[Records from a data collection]
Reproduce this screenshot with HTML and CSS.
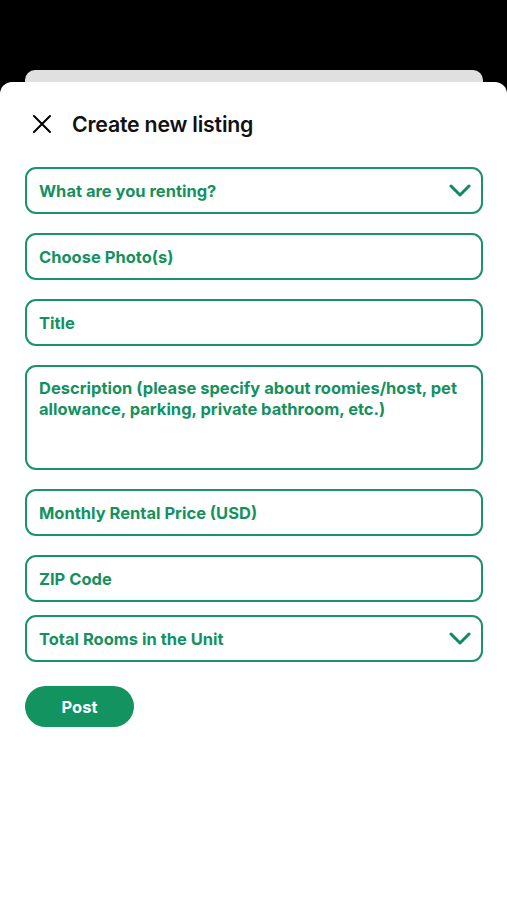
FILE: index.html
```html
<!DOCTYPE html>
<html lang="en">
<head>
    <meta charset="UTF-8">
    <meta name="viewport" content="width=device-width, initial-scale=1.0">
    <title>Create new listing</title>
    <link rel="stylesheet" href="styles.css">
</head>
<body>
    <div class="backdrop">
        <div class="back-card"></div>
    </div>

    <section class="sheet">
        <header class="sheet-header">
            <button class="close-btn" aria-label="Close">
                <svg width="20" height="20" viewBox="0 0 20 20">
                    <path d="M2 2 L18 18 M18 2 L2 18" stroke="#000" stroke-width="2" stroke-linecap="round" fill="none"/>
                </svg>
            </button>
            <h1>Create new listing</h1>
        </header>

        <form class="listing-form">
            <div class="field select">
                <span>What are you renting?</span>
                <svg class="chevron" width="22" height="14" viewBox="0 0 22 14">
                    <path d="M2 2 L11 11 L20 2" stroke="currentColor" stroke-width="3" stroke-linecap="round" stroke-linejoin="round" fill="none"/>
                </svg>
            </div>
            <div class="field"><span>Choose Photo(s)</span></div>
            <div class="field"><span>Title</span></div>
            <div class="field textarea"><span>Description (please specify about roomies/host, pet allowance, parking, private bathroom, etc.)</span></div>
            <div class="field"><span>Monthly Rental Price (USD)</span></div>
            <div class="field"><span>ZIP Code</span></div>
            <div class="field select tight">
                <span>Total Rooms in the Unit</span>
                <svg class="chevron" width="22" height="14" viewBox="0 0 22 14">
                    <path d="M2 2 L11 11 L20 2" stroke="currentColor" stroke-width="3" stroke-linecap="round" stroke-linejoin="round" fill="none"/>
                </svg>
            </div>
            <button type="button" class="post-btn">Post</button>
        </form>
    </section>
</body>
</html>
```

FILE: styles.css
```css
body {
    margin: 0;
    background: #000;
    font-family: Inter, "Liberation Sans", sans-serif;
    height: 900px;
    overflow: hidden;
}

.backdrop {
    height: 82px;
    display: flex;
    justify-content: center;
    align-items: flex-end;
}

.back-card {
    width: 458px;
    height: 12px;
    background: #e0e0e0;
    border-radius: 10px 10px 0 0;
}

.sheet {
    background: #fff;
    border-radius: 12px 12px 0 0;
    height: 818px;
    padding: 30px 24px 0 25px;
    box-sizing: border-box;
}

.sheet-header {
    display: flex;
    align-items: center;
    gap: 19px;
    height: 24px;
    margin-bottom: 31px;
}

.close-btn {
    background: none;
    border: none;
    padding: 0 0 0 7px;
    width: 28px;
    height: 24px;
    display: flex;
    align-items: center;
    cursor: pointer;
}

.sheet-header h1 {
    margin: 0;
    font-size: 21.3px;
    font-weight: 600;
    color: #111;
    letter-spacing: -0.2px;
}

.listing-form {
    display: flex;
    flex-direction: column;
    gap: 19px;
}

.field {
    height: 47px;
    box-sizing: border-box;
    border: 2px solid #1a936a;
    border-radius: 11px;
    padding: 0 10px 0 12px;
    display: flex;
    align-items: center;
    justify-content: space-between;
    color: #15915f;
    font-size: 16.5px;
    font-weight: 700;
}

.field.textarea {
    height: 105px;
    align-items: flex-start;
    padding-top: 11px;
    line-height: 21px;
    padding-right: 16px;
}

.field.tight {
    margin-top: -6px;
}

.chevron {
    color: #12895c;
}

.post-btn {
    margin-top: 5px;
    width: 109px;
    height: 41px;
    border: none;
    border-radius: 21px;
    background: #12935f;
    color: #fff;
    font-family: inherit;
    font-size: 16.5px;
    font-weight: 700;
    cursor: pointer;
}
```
--
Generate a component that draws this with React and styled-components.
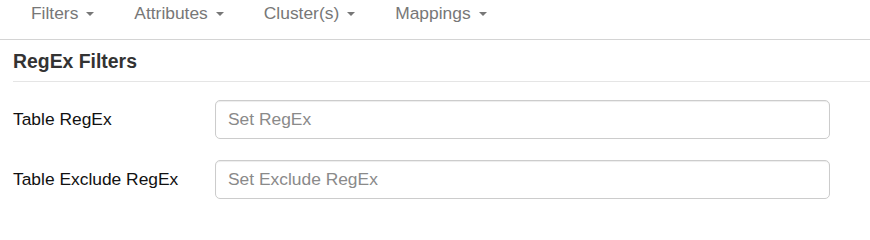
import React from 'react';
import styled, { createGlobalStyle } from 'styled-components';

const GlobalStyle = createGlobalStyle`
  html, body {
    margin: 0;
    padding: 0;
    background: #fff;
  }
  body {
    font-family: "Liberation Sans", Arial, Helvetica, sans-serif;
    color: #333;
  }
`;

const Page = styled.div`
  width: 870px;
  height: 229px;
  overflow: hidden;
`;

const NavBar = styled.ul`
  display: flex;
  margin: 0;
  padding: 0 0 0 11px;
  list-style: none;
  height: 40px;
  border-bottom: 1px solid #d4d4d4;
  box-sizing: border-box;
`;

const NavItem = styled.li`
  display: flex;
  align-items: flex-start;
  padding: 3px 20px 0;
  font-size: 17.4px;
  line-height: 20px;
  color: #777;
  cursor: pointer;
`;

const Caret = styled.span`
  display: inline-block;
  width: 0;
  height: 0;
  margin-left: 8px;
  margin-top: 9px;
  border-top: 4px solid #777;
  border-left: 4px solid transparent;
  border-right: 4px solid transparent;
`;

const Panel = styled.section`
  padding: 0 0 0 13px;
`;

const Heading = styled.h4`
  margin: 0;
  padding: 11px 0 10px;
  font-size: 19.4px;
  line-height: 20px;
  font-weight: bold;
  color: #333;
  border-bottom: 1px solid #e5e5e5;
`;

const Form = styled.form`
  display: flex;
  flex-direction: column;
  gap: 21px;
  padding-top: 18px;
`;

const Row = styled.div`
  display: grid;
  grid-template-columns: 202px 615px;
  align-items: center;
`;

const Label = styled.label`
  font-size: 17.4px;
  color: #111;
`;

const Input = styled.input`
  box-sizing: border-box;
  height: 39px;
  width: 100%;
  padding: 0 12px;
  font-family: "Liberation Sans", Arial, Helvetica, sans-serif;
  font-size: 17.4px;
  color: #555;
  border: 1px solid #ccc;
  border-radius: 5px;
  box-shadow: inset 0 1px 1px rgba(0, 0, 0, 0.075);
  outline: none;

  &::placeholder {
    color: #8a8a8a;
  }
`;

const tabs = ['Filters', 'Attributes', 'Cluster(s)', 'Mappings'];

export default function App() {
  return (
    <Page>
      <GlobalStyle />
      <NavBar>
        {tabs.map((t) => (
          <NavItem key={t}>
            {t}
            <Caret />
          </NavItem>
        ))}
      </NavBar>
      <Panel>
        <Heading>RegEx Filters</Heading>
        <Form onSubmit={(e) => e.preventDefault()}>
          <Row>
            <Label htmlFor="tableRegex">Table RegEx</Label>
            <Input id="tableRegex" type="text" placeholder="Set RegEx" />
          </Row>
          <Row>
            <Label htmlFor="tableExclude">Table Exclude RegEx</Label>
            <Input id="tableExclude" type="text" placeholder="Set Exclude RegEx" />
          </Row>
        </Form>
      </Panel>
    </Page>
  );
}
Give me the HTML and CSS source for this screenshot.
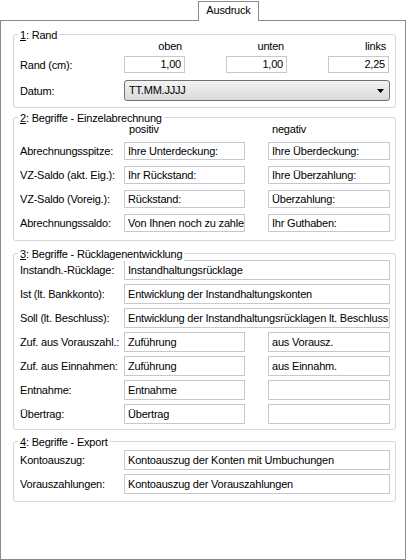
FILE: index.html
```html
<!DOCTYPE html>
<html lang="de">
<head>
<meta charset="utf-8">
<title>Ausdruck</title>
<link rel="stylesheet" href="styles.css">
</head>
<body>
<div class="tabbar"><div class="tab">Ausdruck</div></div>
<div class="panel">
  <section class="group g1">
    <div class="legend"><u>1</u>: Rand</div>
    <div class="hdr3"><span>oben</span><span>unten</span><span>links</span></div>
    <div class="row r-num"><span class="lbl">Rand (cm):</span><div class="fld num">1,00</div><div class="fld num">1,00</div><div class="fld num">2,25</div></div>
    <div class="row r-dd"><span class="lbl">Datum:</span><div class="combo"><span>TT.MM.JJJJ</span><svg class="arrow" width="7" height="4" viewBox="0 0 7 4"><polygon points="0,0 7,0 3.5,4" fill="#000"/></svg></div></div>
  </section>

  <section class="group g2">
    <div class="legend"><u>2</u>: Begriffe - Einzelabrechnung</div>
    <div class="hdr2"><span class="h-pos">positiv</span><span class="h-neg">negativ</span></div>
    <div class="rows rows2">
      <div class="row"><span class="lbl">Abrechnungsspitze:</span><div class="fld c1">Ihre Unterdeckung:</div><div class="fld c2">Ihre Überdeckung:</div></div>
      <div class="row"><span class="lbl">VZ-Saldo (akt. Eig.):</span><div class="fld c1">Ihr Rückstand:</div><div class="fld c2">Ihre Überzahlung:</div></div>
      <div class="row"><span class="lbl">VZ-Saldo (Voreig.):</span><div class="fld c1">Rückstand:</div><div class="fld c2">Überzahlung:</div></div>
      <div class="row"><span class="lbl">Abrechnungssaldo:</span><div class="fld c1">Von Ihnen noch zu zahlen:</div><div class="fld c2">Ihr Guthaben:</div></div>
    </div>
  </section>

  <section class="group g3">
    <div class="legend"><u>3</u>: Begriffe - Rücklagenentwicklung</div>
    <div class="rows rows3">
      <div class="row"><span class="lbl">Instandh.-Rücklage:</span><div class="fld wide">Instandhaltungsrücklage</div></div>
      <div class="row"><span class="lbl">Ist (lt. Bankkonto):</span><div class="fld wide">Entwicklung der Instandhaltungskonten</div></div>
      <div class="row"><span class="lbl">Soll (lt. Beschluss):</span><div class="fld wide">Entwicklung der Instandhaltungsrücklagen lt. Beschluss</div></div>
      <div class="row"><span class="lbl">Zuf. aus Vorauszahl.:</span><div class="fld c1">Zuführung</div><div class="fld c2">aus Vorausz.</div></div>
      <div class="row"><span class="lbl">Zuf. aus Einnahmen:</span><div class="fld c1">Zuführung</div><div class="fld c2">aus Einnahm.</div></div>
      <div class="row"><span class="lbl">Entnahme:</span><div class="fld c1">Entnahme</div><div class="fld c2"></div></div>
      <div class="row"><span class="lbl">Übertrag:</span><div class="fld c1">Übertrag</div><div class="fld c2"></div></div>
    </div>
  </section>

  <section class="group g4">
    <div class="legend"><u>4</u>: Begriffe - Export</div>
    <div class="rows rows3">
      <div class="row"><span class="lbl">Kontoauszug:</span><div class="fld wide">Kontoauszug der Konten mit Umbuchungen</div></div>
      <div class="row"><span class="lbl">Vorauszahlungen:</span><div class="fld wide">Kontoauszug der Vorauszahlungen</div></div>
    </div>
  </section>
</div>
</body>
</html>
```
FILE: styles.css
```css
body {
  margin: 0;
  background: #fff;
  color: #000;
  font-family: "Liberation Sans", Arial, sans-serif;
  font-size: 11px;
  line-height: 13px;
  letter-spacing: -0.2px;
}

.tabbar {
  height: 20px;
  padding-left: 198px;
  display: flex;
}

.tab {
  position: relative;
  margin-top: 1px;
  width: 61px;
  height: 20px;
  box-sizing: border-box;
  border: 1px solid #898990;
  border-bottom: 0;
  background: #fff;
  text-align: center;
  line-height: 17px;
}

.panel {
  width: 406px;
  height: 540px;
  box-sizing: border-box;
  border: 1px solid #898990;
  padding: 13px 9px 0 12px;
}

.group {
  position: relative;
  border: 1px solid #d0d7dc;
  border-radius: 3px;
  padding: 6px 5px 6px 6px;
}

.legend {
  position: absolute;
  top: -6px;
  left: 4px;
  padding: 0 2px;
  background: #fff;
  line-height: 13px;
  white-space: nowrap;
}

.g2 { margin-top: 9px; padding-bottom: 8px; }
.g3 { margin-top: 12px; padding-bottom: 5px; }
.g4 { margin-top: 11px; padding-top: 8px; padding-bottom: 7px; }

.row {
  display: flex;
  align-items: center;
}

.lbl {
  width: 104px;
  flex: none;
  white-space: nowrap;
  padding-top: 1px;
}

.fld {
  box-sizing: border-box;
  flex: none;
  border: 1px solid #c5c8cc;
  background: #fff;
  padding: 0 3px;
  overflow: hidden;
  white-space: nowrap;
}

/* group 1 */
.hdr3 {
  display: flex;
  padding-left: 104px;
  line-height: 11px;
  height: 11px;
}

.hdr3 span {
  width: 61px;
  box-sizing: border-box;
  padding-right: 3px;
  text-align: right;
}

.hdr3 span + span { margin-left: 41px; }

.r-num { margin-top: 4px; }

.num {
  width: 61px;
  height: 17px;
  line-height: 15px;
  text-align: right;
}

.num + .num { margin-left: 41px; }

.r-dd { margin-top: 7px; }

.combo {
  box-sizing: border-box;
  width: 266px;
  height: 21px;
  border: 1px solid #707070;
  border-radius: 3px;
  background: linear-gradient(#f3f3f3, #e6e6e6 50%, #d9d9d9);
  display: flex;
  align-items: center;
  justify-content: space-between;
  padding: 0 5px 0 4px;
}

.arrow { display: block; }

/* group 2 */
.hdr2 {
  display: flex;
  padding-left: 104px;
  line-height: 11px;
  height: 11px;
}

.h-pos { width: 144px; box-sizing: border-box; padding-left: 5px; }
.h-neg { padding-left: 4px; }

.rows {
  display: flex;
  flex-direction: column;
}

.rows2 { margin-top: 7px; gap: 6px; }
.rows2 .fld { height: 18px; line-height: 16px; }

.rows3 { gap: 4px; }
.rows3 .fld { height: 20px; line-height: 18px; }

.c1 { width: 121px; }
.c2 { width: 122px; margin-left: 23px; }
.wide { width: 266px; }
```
...
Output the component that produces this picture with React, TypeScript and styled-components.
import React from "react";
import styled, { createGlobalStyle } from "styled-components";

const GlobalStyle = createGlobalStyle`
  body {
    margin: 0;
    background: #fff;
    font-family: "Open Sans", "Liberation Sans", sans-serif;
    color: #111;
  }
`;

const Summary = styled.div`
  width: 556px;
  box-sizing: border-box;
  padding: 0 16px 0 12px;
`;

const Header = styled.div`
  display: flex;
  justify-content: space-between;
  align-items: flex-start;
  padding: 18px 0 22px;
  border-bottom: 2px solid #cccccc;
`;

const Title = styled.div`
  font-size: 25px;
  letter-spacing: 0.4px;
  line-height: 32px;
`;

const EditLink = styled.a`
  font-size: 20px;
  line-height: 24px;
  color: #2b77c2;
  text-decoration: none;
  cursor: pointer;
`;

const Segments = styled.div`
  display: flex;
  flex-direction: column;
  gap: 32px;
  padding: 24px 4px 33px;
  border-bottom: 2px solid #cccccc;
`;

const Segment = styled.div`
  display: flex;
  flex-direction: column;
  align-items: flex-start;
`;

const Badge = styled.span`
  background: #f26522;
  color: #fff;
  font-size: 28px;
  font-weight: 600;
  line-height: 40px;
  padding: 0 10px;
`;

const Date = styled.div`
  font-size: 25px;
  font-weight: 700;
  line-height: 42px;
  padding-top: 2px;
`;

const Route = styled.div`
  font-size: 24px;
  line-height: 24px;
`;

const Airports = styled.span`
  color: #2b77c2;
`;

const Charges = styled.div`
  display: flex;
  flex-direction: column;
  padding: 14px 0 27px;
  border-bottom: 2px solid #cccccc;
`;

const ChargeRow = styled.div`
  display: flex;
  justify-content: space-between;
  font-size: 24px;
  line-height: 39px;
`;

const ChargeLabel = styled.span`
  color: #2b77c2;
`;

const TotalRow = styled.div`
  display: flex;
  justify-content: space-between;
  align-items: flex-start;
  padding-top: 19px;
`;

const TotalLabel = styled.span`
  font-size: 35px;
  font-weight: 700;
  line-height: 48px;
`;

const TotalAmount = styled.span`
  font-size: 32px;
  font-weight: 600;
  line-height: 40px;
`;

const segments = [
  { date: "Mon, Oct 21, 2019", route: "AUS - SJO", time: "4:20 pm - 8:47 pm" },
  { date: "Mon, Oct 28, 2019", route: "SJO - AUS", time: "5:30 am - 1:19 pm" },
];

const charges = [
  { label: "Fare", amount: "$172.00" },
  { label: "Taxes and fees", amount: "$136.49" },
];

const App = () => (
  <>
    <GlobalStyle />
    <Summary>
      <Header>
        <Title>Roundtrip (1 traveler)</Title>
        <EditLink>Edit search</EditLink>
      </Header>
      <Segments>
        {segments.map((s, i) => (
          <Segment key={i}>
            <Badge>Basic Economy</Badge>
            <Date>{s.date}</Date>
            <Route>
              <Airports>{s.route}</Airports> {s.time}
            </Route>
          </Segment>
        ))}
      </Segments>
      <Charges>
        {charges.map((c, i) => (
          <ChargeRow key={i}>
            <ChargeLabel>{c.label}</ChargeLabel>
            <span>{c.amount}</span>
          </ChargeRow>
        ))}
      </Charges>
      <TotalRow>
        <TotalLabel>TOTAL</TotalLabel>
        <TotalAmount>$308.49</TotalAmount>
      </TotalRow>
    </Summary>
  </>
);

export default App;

§ Do this:
Gather all lines where the word "that" appears.

§ Problem solution:
Generate a component that draws this with React and styled-components.
Output the component that produces this picture with React, TypeScript and styled-components.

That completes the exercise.